The best approach to keeping both animals and themselves safe is for islanders to stay informed and make small adjustments. A long list of suggestions for preventing conflict can be found on the Washington Department of  Fish and Wildlife’s (WDFW) coyote information page or coyote resource guide, and Mercer Island offers its own suggestions for preventing human/wildlife and human/coyote incidents.

Many wildlife experts, including the WDFW encourage hazing: “The use of deterrents to discourage coyotes from engaging in undesirable behavior or activity or to move coyotes out of a particular area.” Coyotes are naturally skittish and afraid of humans; repeated hazing can prevent future coyote interactions with humans. 
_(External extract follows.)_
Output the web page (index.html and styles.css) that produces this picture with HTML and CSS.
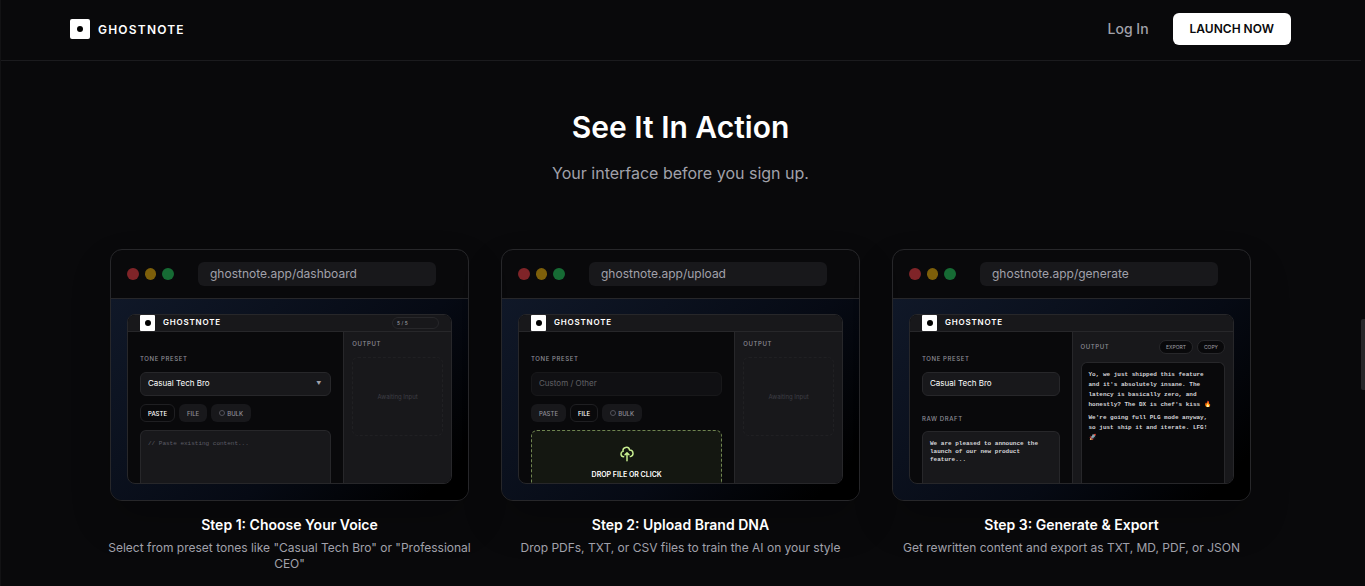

“If a coyote is acting boldly and approaching a human, it is appropriate to encourage a healthy fear of humans via actions like throwing things at it, yelling at it, or making other loud unpleasant noises,” Dr. Prugh said, suggesting banging pots and pans. But in the long run, her opinion is that people need to learn to live with coyotes, “Because they are here to stay, like it or not!” 

Mercer Island community members are encouraged to report coyote sightings and attacks formally by calling the Mercer Island Police non-emergency number at 425-577-5656. Reports can be filed by requesting to speak with an MIPD officer. If you are threatened by the coyotes and/or in immediate danger, call 911. 

Coyote Control Tips

From Mercer Island’s Let’s Talk page on coyotes

  • Avoid leaving food or garbage out around homes.
  • Don’t feed wildlife – directly or indirectly. 
  • Don’t give wildlife access to garbage. Keep your garbage can lid on tight by securing it with rope, chain, bungee cords, or weights.
  • Talk with your neighbors and make sure no one is feeding wildlife or leaving food sources out.
  • Keep your pets supervised when outdoors, keep dogs leashed when recreating or in more desolate areas.
  • Bring your pets in at night or when supervision isn’t possible.
  • Do not leave pet food out at any time.
  • Fence vegetable gardens and protect fruit trees, bird feeders, and nest boxes.
  • Enclose poultry (chickens, ducks, and turkeys) in a secure outdoor pen and house.
  • Keep livestock and small animals that live outdoors confined in secure pens during periods of vulnerability.
  • Prevent the buildup of feeder foods under bird feeders.
  • Put food in secure compost containers and clean up barbecue areas. 
  • If you encounter a coyote, the Department of Fish and Wildlife encourages you to “haze” it by jingling keys, making loud noises, yelling, etc.